— WHAT TO DO —
Find the lines of data that contain the string "screenshot", then list them.

— RECORD SET —
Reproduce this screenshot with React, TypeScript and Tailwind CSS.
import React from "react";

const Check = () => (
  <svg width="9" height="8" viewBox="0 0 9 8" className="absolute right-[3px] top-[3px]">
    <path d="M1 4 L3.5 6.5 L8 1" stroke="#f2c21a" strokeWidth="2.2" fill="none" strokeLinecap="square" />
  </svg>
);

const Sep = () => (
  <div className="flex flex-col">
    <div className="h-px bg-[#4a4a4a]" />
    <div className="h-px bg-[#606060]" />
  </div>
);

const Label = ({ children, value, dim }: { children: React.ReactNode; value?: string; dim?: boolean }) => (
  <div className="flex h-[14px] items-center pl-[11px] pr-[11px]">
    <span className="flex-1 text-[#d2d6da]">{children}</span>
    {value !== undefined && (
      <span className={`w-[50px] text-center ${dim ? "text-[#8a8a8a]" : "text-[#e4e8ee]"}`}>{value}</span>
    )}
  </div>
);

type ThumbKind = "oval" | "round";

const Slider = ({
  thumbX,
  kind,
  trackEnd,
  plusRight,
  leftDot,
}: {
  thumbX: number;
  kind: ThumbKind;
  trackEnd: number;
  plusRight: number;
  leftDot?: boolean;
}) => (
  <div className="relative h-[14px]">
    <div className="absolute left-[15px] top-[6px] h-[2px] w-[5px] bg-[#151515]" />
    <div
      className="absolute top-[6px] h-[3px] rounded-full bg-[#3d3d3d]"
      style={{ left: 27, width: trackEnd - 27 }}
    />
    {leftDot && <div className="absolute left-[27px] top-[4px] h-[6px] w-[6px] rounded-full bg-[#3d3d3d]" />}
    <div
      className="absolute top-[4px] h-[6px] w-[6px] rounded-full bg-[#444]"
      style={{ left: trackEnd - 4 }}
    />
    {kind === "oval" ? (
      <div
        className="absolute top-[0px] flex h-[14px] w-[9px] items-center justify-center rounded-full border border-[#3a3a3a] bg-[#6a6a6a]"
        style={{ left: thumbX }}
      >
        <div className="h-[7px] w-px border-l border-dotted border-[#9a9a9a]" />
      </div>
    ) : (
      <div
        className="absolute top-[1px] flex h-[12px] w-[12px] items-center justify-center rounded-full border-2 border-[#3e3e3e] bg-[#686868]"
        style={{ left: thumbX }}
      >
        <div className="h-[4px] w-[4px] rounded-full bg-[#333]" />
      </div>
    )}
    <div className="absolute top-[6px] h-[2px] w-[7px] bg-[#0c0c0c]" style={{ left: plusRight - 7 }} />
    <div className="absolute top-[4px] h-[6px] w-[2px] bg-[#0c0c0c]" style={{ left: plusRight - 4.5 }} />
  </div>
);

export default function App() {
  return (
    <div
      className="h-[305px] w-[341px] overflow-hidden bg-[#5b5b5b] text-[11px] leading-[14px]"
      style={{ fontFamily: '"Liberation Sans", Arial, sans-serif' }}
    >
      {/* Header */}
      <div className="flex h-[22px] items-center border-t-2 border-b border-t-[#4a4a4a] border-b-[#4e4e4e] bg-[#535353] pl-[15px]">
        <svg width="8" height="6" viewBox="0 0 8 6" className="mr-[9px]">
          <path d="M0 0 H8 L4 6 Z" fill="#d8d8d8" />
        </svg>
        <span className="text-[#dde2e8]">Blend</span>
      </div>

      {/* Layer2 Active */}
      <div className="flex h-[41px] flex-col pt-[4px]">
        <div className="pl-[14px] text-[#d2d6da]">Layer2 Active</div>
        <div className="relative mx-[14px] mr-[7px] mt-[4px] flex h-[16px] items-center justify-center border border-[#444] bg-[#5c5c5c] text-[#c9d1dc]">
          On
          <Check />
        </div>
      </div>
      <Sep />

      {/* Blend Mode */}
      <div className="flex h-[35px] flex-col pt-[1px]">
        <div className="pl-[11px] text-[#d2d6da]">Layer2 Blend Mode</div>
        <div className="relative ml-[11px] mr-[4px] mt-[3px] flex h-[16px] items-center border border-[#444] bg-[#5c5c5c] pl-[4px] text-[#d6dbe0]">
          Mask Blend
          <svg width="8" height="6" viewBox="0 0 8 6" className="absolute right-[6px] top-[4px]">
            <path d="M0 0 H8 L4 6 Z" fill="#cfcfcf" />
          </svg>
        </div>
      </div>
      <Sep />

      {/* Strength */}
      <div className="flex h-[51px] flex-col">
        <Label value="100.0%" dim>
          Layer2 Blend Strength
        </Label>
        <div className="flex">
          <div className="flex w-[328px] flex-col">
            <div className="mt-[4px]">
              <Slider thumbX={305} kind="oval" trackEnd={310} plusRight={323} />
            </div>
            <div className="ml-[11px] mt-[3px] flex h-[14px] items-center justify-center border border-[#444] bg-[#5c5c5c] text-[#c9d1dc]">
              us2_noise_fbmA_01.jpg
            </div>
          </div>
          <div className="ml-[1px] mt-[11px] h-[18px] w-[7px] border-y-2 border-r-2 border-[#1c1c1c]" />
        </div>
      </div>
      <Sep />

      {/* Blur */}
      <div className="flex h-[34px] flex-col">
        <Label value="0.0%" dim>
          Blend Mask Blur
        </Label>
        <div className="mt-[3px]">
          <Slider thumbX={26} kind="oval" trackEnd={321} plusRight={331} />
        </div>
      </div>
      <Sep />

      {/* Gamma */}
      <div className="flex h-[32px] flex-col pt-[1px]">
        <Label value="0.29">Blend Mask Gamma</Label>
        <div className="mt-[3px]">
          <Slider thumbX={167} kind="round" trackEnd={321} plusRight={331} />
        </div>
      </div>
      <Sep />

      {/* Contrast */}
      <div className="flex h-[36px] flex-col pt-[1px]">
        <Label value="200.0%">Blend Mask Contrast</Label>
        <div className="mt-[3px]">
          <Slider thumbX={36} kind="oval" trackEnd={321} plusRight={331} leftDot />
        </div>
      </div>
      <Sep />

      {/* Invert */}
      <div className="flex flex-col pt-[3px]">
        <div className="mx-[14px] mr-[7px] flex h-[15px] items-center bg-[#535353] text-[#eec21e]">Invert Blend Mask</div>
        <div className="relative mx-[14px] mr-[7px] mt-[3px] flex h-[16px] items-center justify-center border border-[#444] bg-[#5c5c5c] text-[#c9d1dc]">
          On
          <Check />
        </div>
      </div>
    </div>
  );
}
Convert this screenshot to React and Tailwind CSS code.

— EXERCISE SOLUTION —
Reproduce this screenshot with React, TypeScript and Tailwind CSS.
Convert this screenshot to React and Tailwind CSS code.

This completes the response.